--- START ---
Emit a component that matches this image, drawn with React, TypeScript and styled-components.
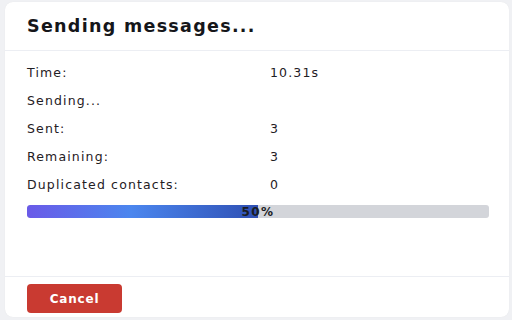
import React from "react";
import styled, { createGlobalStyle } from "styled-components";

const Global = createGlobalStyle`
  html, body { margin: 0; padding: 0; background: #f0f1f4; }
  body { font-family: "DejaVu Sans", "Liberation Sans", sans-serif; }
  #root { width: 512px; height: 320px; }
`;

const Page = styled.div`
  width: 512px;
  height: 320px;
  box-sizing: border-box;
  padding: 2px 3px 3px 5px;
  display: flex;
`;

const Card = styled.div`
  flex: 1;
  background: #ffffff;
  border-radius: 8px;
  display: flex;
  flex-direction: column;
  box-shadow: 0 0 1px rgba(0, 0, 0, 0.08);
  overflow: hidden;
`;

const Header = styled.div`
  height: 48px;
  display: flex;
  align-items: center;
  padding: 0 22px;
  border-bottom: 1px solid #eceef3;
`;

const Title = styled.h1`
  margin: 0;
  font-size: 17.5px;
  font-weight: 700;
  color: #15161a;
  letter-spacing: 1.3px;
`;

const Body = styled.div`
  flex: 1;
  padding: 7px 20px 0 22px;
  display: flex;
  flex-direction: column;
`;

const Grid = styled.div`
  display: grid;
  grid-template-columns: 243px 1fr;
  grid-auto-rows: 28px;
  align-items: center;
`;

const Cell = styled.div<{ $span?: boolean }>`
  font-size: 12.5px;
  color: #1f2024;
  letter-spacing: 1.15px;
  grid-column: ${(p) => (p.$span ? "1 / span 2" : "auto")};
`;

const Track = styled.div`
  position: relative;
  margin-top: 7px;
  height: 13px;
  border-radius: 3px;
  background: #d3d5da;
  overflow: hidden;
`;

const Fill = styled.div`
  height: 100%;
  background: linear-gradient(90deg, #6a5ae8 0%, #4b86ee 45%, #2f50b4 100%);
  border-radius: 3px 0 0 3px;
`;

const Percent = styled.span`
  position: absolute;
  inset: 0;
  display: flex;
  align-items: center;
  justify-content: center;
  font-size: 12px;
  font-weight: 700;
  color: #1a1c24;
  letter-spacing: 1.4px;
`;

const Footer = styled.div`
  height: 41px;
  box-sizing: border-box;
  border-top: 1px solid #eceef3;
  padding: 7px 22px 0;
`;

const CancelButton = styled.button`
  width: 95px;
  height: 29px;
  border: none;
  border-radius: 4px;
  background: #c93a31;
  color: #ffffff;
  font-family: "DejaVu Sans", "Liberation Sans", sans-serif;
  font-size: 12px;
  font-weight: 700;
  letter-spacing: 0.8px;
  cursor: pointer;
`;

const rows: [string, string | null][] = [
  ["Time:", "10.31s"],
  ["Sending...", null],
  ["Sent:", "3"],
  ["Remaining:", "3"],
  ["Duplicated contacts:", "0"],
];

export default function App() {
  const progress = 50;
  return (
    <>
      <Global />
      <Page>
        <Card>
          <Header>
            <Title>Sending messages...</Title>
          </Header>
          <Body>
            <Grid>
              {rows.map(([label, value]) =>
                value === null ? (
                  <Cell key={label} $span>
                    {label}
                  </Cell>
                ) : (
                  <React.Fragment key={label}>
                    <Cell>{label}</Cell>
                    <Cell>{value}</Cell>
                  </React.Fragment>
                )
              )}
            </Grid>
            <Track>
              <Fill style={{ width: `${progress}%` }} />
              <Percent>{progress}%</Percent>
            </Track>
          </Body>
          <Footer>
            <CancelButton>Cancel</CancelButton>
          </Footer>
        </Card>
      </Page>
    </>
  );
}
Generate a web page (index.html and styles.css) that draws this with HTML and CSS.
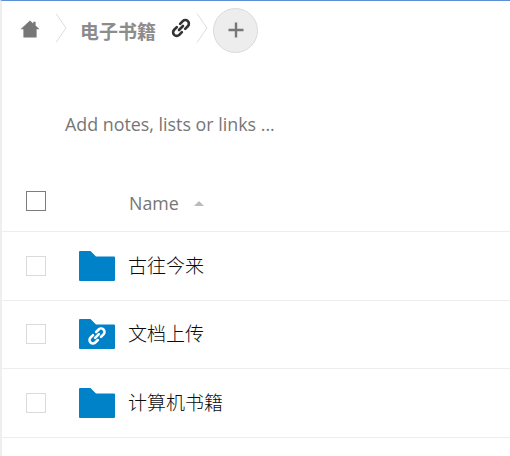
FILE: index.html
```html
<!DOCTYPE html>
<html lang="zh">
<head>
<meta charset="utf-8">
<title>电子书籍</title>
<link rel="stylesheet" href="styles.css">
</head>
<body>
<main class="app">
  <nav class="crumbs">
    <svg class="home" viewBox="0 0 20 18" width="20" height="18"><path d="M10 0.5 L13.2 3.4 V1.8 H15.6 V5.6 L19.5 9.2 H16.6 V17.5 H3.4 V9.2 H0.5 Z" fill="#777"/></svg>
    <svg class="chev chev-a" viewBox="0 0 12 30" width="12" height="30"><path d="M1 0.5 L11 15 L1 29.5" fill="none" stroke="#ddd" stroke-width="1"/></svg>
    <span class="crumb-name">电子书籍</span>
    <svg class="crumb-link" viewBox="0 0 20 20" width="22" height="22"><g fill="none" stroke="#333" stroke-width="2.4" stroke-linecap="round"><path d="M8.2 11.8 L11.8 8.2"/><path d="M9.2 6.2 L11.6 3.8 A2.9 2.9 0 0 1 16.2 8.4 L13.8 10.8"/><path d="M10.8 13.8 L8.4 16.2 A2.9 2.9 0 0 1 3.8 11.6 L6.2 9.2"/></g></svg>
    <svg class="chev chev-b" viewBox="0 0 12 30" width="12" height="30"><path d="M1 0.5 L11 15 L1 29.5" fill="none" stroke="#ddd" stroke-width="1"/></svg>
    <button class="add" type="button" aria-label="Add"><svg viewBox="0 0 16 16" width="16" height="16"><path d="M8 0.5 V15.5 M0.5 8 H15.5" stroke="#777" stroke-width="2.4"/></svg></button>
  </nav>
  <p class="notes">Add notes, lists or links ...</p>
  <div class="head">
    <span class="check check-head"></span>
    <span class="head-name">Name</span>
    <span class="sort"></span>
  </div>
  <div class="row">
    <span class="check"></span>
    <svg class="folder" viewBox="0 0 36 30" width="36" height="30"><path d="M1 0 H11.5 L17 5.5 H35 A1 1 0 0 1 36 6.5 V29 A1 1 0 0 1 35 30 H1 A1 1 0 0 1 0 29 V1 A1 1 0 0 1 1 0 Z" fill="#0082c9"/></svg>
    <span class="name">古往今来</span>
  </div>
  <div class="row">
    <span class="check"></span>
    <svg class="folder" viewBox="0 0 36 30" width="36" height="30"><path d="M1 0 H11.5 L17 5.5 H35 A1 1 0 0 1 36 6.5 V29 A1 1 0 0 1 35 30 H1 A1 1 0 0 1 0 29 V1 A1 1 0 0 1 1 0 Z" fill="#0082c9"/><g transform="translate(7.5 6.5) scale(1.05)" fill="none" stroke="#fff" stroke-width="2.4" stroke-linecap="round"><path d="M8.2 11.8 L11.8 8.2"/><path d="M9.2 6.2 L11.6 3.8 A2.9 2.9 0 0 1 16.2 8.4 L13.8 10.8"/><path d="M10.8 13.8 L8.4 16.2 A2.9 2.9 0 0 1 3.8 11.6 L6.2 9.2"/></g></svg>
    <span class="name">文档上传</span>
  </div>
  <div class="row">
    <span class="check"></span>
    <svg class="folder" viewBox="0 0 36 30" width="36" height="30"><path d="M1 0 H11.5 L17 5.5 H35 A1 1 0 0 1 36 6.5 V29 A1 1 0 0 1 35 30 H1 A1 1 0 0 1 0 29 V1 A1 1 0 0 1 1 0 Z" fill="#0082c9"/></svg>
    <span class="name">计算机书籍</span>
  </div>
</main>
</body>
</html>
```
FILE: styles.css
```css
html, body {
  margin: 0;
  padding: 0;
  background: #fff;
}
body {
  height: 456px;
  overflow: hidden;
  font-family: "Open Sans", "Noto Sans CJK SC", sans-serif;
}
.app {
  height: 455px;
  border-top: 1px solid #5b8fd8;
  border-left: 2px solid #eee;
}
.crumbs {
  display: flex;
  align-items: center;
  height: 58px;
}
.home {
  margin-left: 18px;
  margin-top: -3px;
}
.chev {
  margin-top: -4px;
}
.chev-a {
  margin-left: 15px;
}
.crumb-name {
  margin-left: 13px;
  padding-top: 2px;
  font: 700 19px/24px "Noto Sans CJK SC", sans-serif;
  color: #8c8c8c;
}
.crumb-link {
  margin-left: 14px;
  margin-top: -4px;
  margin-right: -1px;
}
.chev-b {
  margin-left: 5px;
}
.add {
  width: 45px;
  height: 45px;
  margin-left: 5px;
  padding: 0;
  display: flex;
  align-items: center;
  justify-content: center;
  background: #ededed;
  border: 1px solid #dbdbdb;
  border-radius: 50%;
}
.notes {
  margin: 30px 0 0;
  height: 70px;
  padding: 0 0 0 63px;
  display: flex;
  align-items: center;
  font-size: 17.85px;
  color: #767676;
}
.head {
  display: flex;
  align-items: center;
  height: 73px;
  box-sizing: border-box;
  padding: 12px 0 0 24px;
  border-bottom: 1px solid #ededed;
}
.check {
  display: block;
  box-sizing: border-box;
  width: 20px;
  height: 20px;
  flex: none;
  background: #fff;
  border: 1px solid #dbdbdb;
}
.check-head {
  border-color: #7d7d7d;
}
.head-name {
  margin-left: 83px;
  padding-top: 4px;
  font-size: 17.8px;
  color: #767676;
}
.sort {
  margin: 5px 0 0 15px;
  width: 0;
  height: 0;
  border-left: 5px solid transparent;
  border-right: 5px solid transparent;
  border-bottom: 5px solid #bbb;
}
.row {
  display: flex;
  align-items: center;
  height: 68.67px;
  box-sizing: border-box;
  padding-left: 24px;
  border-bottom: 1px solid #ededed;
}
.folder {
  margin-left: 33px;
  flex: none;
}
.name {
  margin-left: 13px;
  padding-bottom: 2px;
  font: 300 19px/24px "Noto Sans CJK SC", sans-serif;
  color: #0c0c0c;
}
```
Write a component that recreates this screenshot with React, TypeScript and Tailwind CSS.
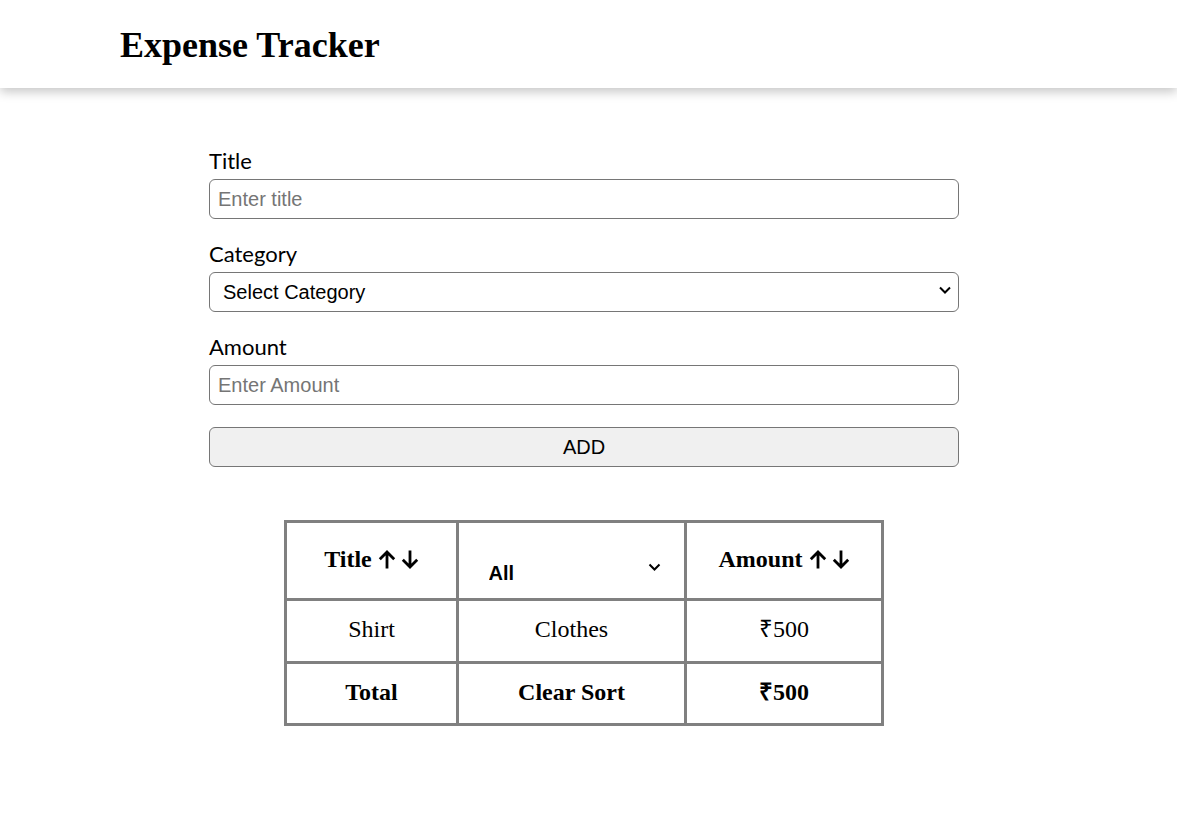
--- END ---
● Instructions for the task
Copy every single line of the material above that holds "TypeScript".

● Answer to the problem
Emit a component that matches this image, drawn with React, TypeScript and styled-components.
Write a component that recreates this screenshot with React, TypeScript and Tailwind CSS.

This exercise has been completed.